Where has it gone?
Seems to be a familiar theme in my life lately.
Where has it gone?
Time: How can it have been two years since I wrote a blog post? I don’t understand. It doesn’t feel like two years. The Ancient One is now 97, and the last blog post was about her 95th birthday. I’ve done the math every which way and it keeps coming out at “2 years”. Where are my days going?
Unction: I’m not sure that’s really the word I want to use. But obviously I’m out of practice with the whole “word” thing. This blog isn’t the only thing with cobwebs in the corners.
Okay…so I just looked up the word “unction”. SO not the word I want to use. I think I was thinking of “gumption”. I love dictionaries. But that made me laugh, so I’m leaving it there.
And moving on….
GUMPTION: Where’s that “get up ‘n go” that makes me want to write and share? I actually think I know the answer to this one – caring for someone with dementia is draining. And a lot of the time, when things are difficult, I don’t have the energy to write about it. Too used up, with few words to offer. Or too many feelings and words can’t cover it. It’s not just the blog that feels that way. Relationships, shopping, reading, oh….so many things seem so far away.

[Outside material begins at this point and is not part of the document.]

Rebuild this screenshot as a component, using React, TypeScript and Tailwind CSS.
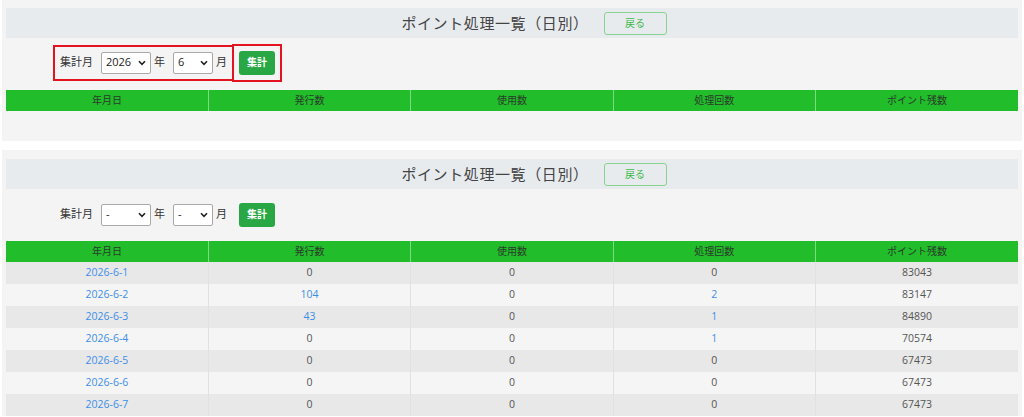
import React from "react";

type Cell = { v: string; link?: boolean };
type Row = [Cell, Cell, Cell, Cell, Cell];

const HEADERS = ["年月日", "発行数", "使用数", "処理回数", "ポイント残数"];

const n = (v: string, link = false): Cell => ({ v, link });

const ROWS: Row[] = [
  [n("2026-6-1", true), n("0"), n("0"), n("0"), n("83043")],
  [n("2026-6-2", true), n("104", true), n("0"), n("2", true), n("83147")],
  [n("2026-6-3", true), n("43", true), n("0"), n("1", true), n("84890")],
  [n("2026-6-4", true), n("0"), n("0"), n("1", true), n("70574")],
  [n("2026-6-5", true), n("0"), n("0"), n("0"), n("67473")],
  [n("2026-6-6", true), n("0"), n("0"), n("0"), n("67473")],
  [n("2026-6-7", true), n("0"), n("0"), n("0"), n("67473")],
];

const FONT = "font-['Open_Sans','Noto_Sans_CJK_JP',sans-serif]";
const RED = "outline-2 outline-offset-[5px] outline-[#e3141f]";

export default function App() {
  return (
    <div className={`min-h-[417px] bg-white ${FONT} text-[#444]`}>
      <Panel year="2026" month="6" highlight rows={[]} />
      <div className="h-[9px]" />
      <Panel year="-" month="-" rows={ROWS} />
    </div>
  );
}

function Panel({
  year,
  month,
  highlight = false,
  rows,
}: {
  year: string;
  month: string;
  highlight?: boolean;
  rows: Row[];
}) {
  return (
    <section className={`mx-[2px] bg-[#f4f4f4] px-1 ${rows.length ? "pt-[9px]" : "pt-2 pb-[30px]"}`}>
      {/* title band */}
      <div className="flex h-[30px] items-center justify-center bg-[#e8ebee] pl-[44px]">
        <h2 className="text-[15px] leading-none tracking-[0.6px] text-[#444]">ポイント処理一覧（日別）</h2>
        <button className="ml-[15px] h-[23px] w-[63px] rounded-[3px] border border-[#86d490] text-[10px] text-[#3fb94c]">
          戻る
        </button>
      </div>

      {/* filter row */}
      <div className={`flex h-[52px] items-center pl-[54px] ${rows.length ? "pb-px" : "pb-[3px]"}`}>
        <div className={`flex items-center ${highlight ? RED : ""}`}>
          <span className="text-[11px] text-[#333]">集計月</span>
          <FakeSelect value={year} width="w-[50px]" className="ml-[8px]" />
          <span className="ml-[3px] text-[11px] text-[#333]">年</span>
          <FakeSelect value={month} width="w-[40px]" className="ml-[8px]" />
          <span className="ml-[3px] text-[11px] text-[#333]">月</span>
        </div>
        <div className={`ml-[12px] flex ${highlight ? RED : ""}`}>
          <button className="h-[24px] w-[36px] rounded-[3px] bg-[#29a744] text-[10px] font-bold text-white">
            集計
          </button>
        </div>
      </div>

      {/* table */}
      <table className="w-full table-fixed border-collapse text-[10.5px]">
        <thead>
          <tr className="h-[21px] bg-[#22bd2b]">
            {HEADERS.map((h, i) => (
              <th
                key={h}
                className={`text-[10px] font-normal text-[#2a3a2a] ${i > 0 ? "border-l border-[#7fd985]" : ""}`}
              >
                {h}
              </th>
            ))}
          </tr>
        </thead>
        <tbody>
          {rows.map((row, ri) => (
            <tr key={ri} className={`h-[22px] ${ri % 2 === 0 ? "bg-[#e8e8e8]" : "bg-[#f5f5f5]"}`}>
              {row.map((c, ci) => (
                <td
                  key={ci}
                  style={{ color: c.link ? "#3d8ee8" : "#555555" }}
                  className={`text-center ${ci > 0 ? "border-l border-[#e1e1e1]" : ""}`}
                >
                  {c.v}
                </td>
              ))}
            </tr>
          ))}
        </tbody>
      </table>
    </section>
  );
}

function FakeSelect({ value, width, className = "" }: { value: string; width: string; className?: string }) {
  return (
    <div
      className={`flex h-[22px] ${width} items-center justify-between rounded-[2px] border border-[#a9a9a9] bg-white px-[4px] text-[11px] text-[#222] ${className}`}
    >
      <span>{value}</span>
      <svg width="8" height="6" viewBox="0 0 8 6" fill="none">
        <path d="M1 1.2 4 4.4 7 1.2" stroke="#222" strokeWidth="1.6" />
      </svg>
    </div>
  );
}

Grandma’s purse. Or stamps. Or belt. Or sweater. Or address book. Or pots. Or the silverware. Or Grandma….yes, we seem to ask that “Where has it gone?” many, many times a day.
But I’m still here. My world feels very small. I hardly keep in touch with anyone. I am sorry about that. I feel I have very little to contribute outside of my little world.

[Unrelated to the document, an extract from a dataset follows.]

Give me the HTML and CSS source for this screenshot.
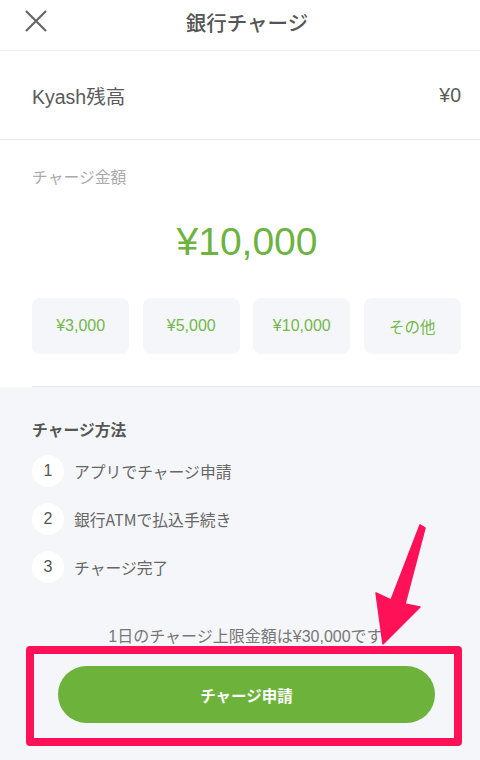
FILE: index.html
```html
<!DOCTYPE html>
<html lang="ja">
<head>
<meta charset="utf-8">
<link rel="stylesheet" href="styles.css">
</head>
<body>
<div class="page">
  <header class="header">
    <svg class="close" width="22" height="22" viewBox="0 0 22 22"><path d="M1 1L21 21M21 1L1 21" stroke="#666" stroke-width="2.2" fill="none"/></svg>
    <div class="title">銀行チャージ</div>
  </header>
  <div class="balance">
    <span>Kyash残高</span>
    <span>¥0</span>
  </div>
  <section class="amount-sec">
    <div class="label">チャージ金額</div>
    <div class="amount">¥10,000</div>
    <div class="chips">
      <div class="chip">¥3,000</div>
      <div class="chip">¥5,000</div>
      <div class="chip">¥10,000</div>
      <div class="chip">その他</div>
    </div>
    <div class="divider"></div>
  </section>
  <section class="method">
    <div class="m-title">チャージ方法</div>
    <div class="steps">
      <div class="step"><span class="num">1</span><span>アプリでチャージ申請</span></div>
      <div class="step"><span class="num">2</span><span>銀行ATMで払込手続き</span></div>
      <div class="step"><span class="num">3</span><span>チャージ完了</span></div>
    </div>
    <div class="limit">1日のチャージ上限金額は¥30,000です</div>
    <div class="cta">チャージ申請</div>
  </section>
  <div class="hl-rect"></div>
  <svg class="hl-arrow" width="480" height="760" viewBox="0 0 480 760"><polygon points="420,525 425,528 405,604 420,607 383,644 376,593 391,600" fill="#ff1158" stroke="#ff1158" stroke-width="1.5" stroke-linejoin="round"/></svg>
</div>
</body>
</html>
```

FILE: styles.css
```css
* { box-sizing: border-box; margin: 0; padding: 0; }
html, body { background: #fff; }
body { width: 480px; height: 760px; overflow: hidden; font-family: "Liberation Sans", "Noto Sans CJK JP", sans-serif; color: #555; }
.page { position: relative; width: 480px; height: 760px; display: flex; flex-direction: column; }
.header { height: 51px; border-bottom: 1px solid #ededed; display: flex; align-items: flex-start; justify-content: center; padding-top: 8px; position: relative; }
.close { position: absolute; left: 25px; top: 10px; }
.title { font-size: 20.5px; line-height: 28px; font-weight: 500; color: #555; font-family: "Noto Sans CJK JP", sans-serif; margin-left: 14px; }
.balance { height: 89px; border-bottom: 1px solid #e8e8e8; display: flex; align-items: center; justify-content: space-between; padding: 0 19px 0 32px; font-size: 19.5px; color: #5a5a5a; }
.amount-sec { padding-top: 27px; }
.label { padding-left: 32px; font-size: 15.8px; line-height: 20px; color: #aaa; font-family: "Noto Sans CJK JP", sans-serif; }
.amount { margin-top: 30px; text-align: center; font-size: 39px; line-height: 50px; color: #6cb33f; margin-left: 14px; }
.chips { margin-top: 31px; display: grid; grid-template-columns: repeat(4, 1fr); gap: 13.3px; padding: 0 19px 0 32px; }
.chip { height: 56px; background: #f5f6fa; border-radius: 8px; display: flex; align-items: center; justify-content: center; font-size: 16px; color: #72b84a; }
.chip:last-child { font-family: "Noto Sans CJK JP", sans-serif; font-size: 15.5px; }
.divider { margin: 32px 0 0 32px; height: 1px; background: #e8e9ee; }
.method { flex: 1; background: #f5f6fa; padding-top: 32px; }
.m-title { padding-left: 32px; font-size: 15.8px; line-height: 22px; font-weight: 700; color: #555; font-family: "Noto Sans CJK JP", sans-serif; }
.steps { margin-top: 14px; padding-left: 32px; display: flex; flex-direction: column; gap: 16px; }
.step { display: flex; align-items: center; gap: 10px; height: 32px; font-size: 15.8px; color: #666; font-family: "Noto Sans CJK JP", sans-serif; }
.num { width: 32px; height: 32px; border-radius: 50%; background: #fff; display: flex; align-items: center; justify-content: center; font-family: "Liberation Sans", sans-serif; font-size: 16px; color: #555; }
.limit { margin-top: 43px; text-align: center; font-size: 16px; line-height: 22px; color: #777; padding-left: 11px; font-family: "Liberation Sans", "Noto Sans CJK JP", sans-serif; }
.cta { margin: 18px 0 0 58px; width: 377px; height: 57px; border-radius: 29px; background: #6db33b; color: #fff; display: flex; align-items: center; justify-content: center; font-size: 15.5px; font-weight: 700; font-family: "Noto Sans CJK JP", sans-serif; }
.hl-rect { position: absolute; left: 26px; top: 646px; width: 436px; height: 100px; border: 8px solid #ff1158; border-radius: 4px; }
.hl-arrow { position: absolute; left: 0; top: 0; }
```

And all of this sounds depressed and depressing. But I’m not. Really truly, I’m not.
I’m sitting here on this cloudy day, loving the gray coolness, drinking a health-filled smoothy and finding myself wanting to write for the first time in a while, so I thought I would dust off the keyboard, wave my tiny, internet hand, and say,
“Hello out there! I’m still here. I’m really fine. I’m learning a lot about the downhill side of life, about loving in the hard times, and about wanting to be a more Christ-like woman. I’m in a good spot though. My life is filled with beauty….starting with my sunrise walks at the lake with my mom almost every morning and moving on to days filled with family and kindness and figuring things out and hashing and venting and loving and flowers and forgiveness and grace. SO MUCH GRACE. ”
Thankfully, that’s one thing I don’t have to ask “Where has it gone?” My life is grace abounding!
“Hello out there! I’m still here. How are you?”